- **BRIEF**: From the listing below, extract every line in which the word "Tailwind" appears.

--- begin ---

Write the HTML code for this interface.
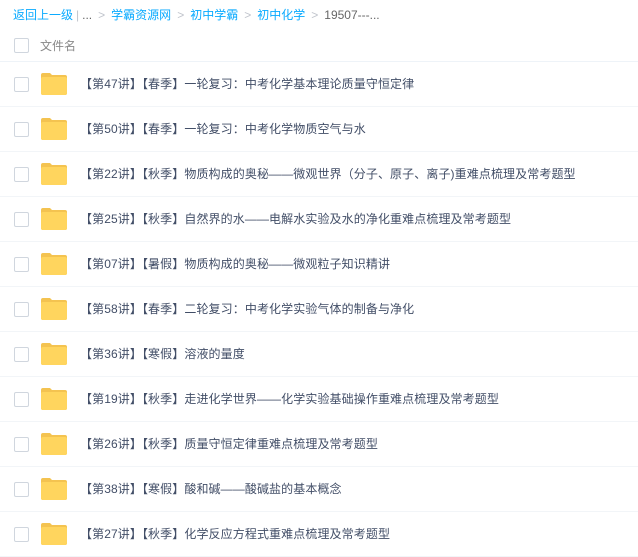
<!DOCTYPE html>
<html><head><meta charset="utf-8"><style>
body{margin:0;width:638px;height:556px;overflow:hidden;background:#fff;font-family:"Liberation Sans","Noto Sans CJK SC",sans-serif;font-size:12px;color:#424e67}
.bc{position:absolute;left:13px;top:6px;height:18px;line-height:18px;color:#09aaff;white-space:nowrap}
.bc .g{color:#c0c4cc;margin:0 6px}
.bc .d{color:#666}
.hd{position:absolute;left:0;top:30px;width:638px;height:31px;border-bottom:1px solid #eef3f8}
.cb{position:absolute;left:14px;width:13px;height:13px;border:1px solid #d0d6de;border-radius:2px;background:#fff}
.row{position:absolute;left:0;width:638px;height:44px;border-bottom:1px solid #f2f5f8}
.fold{position:absolute;left:41px;width:26px;height:22px}
.t{position:absolute;left:80px;line-height:16px;white-space:nowrap;letter-spacing:0.1px}
</style></head><body>
<div class="bc">返回上一级<span style="color:#c0c4cc;margin:0 3px">|</span><span class="d">...</span><span class="g">&gt;</span>学霸资源网<span class="g">&gt;</span>初中学霸<span class="g">&gt;</span>初中化学<span class="g">&gt;</span><span class="d">19507---...</span></div>
<div class="hd"><div class="cb" style="top:8px"></div><div style="position:absolute;left:40px;top:7px;color:#888">文件名</div></div>
<div id="rows"></div>
<script>
var items=["【第47讲】【春季】一轮复习：中考化学基本理论质量守恒定律","【第50讲】【春季】一轮复习：中考化学物质空气与水","【第22讲】【秋季】物质构成的奥秘——微观世界（分子、原子、离子)重难点梳理及常考题型","【第25讲】【秋季】自然界的水——电解水实验及水的净化重难点梳理及常考题型","【第07讲】【暑假】物质构成的奥秘——微观粒子知识精讲","【第58讲】【春季】二轮复习：中考化学实验气体的制备与净化","【第36讲】【寒假】溶液的量度","【第19讲】【秋季】走进化学世界——化学实验基础操作重难点梳理及常考题型","【第26讲】【秋季】质量守恒定律重难点梳理及常考题型","【第38讲】【寒假】酸和碱——酸碱盐的基本概念","【第27讲】【秋季】化学反应方程式重难点梳理及常考题型"];
var h="";
items.forEach(function(s,i){var top=62+45*i;
h+='<div class="row" style="top:'+top+'px"><div class="cb" style="top:15px"></div><svg class="fold" style="top:11px" viewBox="0 0 26 22"><path d="M0 2a2 2 0 0 1 2-2h7l2 2h13a2 2 0 0 1 2 2v16a2 2 0 0 1-2 2H2a2 2 0 0 1-2-2z" fill="#f4c350"/><rect x="0" y="4" width="26" height="18" rx="2" fill="#ffd55e"/></svg><div class="t" style="top:14px">'+s+'</div></div>';});
document.getElementById("rows").innerHTML=h;
</script>
</body></html>
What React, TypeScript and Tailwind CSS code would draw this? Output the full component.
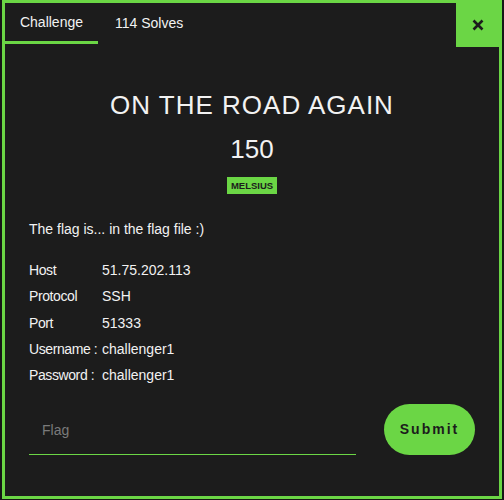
import React from 'react'

const font = { fontFamily: '"Liberation Sans", Arial, sans-serif' }

const rows = [
  ['Host', '51.75.202.113'],
  ['Protocol', 'SSH'],
  ['Port', '51333'],
  ['Username :', 'challenger1'],
  ['Password :', 'challenger1'],
]

const App = () => {
  return (
    <div className="w-[504px] h-[500px] bg-[#161616] overflow-hidden" style={font}>
      <div className="ml-[2px] w-[500px] h-[499px] border-[3px] border-[#6bd645] bg-[#1c1c1c] flex flex-col text-[#f2f2f2]">
        <div className="flex h-[44px] items-start">
          <div className="w-[93px] h-[41px] border-b-[3px] border-[#6bd645] flex items-center justify-center text-[14px]">
            Challenge
          </div>
          <div className="h-[41px] flex items-center ml-[17px] text-[14px]">114 Solves</div>
          <button className="ml-auto w-[43px] h-[44px] bg-[#6bd645] flex items-center justify-center">
            <svg width="12" height="12" viewBox="0 0 12 12">
              <path d="M1.5 1.5 L10.5 10.5 M10.5 1.5 L1.5 10.5" stroke="#1c1c1c" strokeWidth="2.6" />
            </svg>
          </button>
        </div>

        <div className="flex flex-col items-center mt-[41px]">
          <h1 className="text-[26px] leading-[34px] tracking-[1px]">ON THE ROAD AGAIN</h1>
          <div className="text-[26px] leading-[30px] mt-[12px]">150</div>
          <span className="mt-[13px] bg-[#6bd645] text-[#1c1c1c] text-[9.5px] font-bold leading-[17px] px-[4px]">MELSIUS</span>
        </div>

        <div className="px-[24px] mt-[26px] text-[14px]">
          <p className="leading-[18px]">The flag is... in the flag file :)</p>
          <div className="mt-[23px] flex flex-col gap-[8.25px]">
            {rows.map(([k, v]) => (
              <div key={k} className="flex leading-[18px]">
                <span className="w-[73px] whitespace-nowrap tracking-[-0.4px]">{k}</span>
                <span>{v}</span>
              </div>
            ))}
          </div>
        </div>

        <div className="flex items-center px-[24px] mt-[20px]">
          <div className="w-[327px] h-[50px] border-b border-[#6bd645] flex items-center">
            <input
              placeholder="Flag"
              className="w-full bg-transparent outline-none px-[13px] text-[14px] placeholder:text-[#7a7a7a] mt-[2px]"
              style={font}
            />
          </div>
          <button className="ml-auto w-[91px] h-[51px] rounded-full bg-[#6bd645] text-[#1c1c1c] font-bold text-[14px] tracking-[2px]" style={font}>
            Submit
          </button>
        </div>
      </div>
    </div>
  )
}

export default App
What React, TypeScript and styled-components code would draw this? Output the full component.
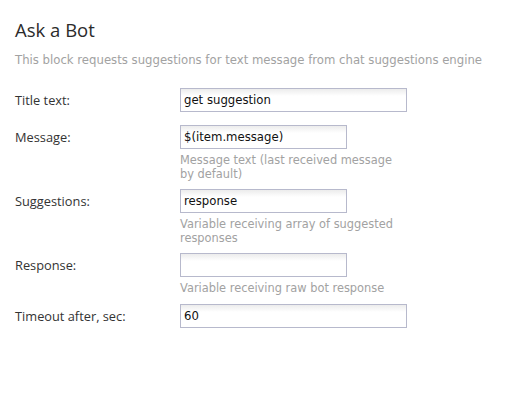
import styled, { createGlobalStyle } from "styled-components";

const GlobalStyle = createGlobalStyle`
  body {
    margin: 0;
    background: #ffffff;
    font-family: "Open Sans", "Liberation Sans", sans-serif;
  }
`;

const Page = styled.div`
  padding: 17px 15px 0 15px;
  width: 513px;
  box-sizing: border-box;
`;

const Title = styled.h2`
  margin: 0;
  font-family: "Open Sans", sans-serif;
  font-weight: 400;
  font-size: 18.5px;
  line-height: 26px;
  color: #2b2b2b;
`;

const Description = styled.p`
  margin: 9px 0 20px 0;
  font-family: "DejaVu Sans", Verdana, sans-serif;
  font-size: 11.7px;
  line-height: 16px;
  color: #a2a2a2;
  white-space: nowrap;
`;

const Form = styled.div`
  display: flex;
  flex-direction: column;
  gap: 8px;
`;

const Row = styled.div<{ $tail: number }>`
  display: grid;
  grid-template-columns: 165px 1fr;
  align-items: start;
  padding-bottom: ${(p) => p.$tail}px;
`;

const Label = styled.label`
  font-size: 12.8px;
  line-height: 24px;
  color: #333333;
`;

const Field = styled.div`
  display: flex;
  flex-direction: column;
`;

const Input = styled.input<{ $wide?: boolean }>`
  box-sizing: border-box;
  width: ${(p) => (p.$wide ? "227px" : "167px")};
  height: 24px;
  padding: 0 3px;
  border: 1px solid #b7b9cc;
  background: linear-gradient(#ececec 0px, #ffffff 7px, #ffffff 100%);
  font-family: "DejaVu Sans", Verdana, sans-serif;
  font-size: 11.7px;
  color: #111111;
  outline: none;
`;

const Hint = styled.div`
  margin-top: 5px;
  width: 225px;
  font-family: "DejaVu Sans", Verdana, sans-serif;
  font-size: 11.4px;
  line-height: 13.5px;
  color: #a2a2a2;
`;

type FieldDef = {
  label: string;
  value: string;
  wide?: boolean;
  hint?: string;
};

const fields: FieldDef[] = [
  { label: "Title text:", value: "get suggestion", wide: true },
  {
    label: "Message:",
    value: "$(item.message)",
    hint: "Message text (last received message by default)",
  },
  {
    label: "Suggestions:",
    value: "response",
    hint: "Variable receiving array of suggested responses",
  },
  {
    label: "Response:",
    value: "",
    hint: "Variable receiving raw bot response",
  },
  { label: "Timeout after, sec:", value: "60", wide: true },
];

export default function App() {
  return (
    <Page>
      <GlobalStyle />
      <Title>Ask a Bot</Title>
      <Description>
        This block requests suggestions for text message from chat suggestions
        engine
      </Description>
      <Form>
        {fields.map((f) => (
          <Row key={f.label} $tail={f.hint ? 0 : 5}>
            <Label>{f.label}</Label>
            <Field>
              <Input $wide={f.wide} defaultValue={f.value} />
              {f.hint && <Hint>{f.hint}</Hint>}
            </Field>
          </Row>
        ))}
      </Form>
    </Page>
  );
}
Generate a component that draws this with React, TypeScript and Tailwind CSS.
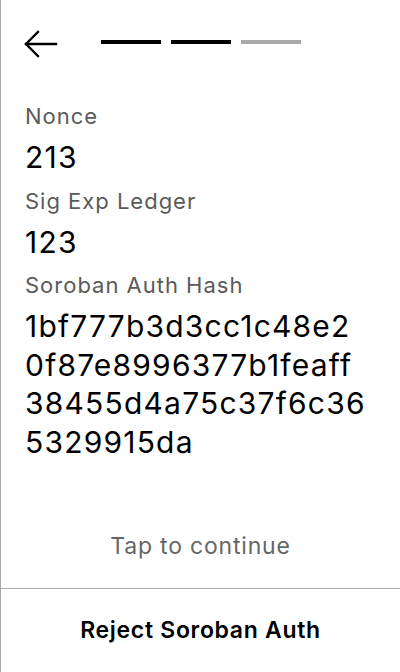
const hashLines = ["1bf777b3d3cc1c48e2", "0f87e8996377b1feaff", "38455d4a75c37f6c36", "5329915da"];

const fields = [
  { label: "Nonce", value: ["213"] },
  { label: "Sig Exp Ledger", value: ["123"] },
  { label: "Soroban Auth Hash", value: hashLines },
];

function BackArrow() {
  return (
    <svg width="34" height="28" viewBox="0 0 34 28" fill="none" stroke="black" strokeWidth="2.3" strokeLinecap="square">
      <path d="M2 14H32" />
      <path d="M14 2L2 14L14 26" />
    </svg>
  );
}

function Progress() {
  return (
    <div className="flex gap-[10px] ml-[43px] mt-[10px]">
      <div className="w-[60px] h-[3.5px] bg-black" />
      <div className="w-[60px] h-[3.5px] bg-black" />
      <div className="w-[60px] h-[3.5px] bg-[#aaaaaa]" />
    </div>
  );
}

export default function App() {
  return (
    <div className="w-[400px] h-[672px] bg-white border-l border-[#aaaaaa] flex flex-col text-black font-['Inter',sans-serif]">
      <div className="flex items-start pl-[23px] pt-[30px]">
        <BackArrow />
        <Progress />
      </div>

      <div className="px-6 mt-[44px]">
        {fields.map((f) => (
          <div key={f.label} className="mb-[10px]">
            <div className="text-[22px] leading-[28px] text-[#5a5a5a] tracking-[0.045em]">{f.label}</div>
            <div className="text-[30px] leading-[38.5px] mt-[8px] tracking-[0.04em]">
              {f.value.map((line) => (
                <div key={line}>{line}</div>
              ))}
            </div>
          </div>
        ))}
      </div>

      <div className="flex-1" />
      <div className="text-center text-[23px] leading-[28px] text-[#666666] mb-[28px] tracking-[0.035em]">Tap to continue</div>
      <button className="h-[84px] border-t border-[#aaaaaa] text-[23px] font-semibold flex items-center justify-center tracking-[0.03em]">
        Reject Soroban Auth
      </button>
    </div>
  );
}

--- end ---

- **SOLUTION TO THE PROBLEM**:
What React, TypeScript and Tailwind CSS code would draw this? Output the full component.
Generate a component that draws this with React, TypeScript and Tailwind CSS.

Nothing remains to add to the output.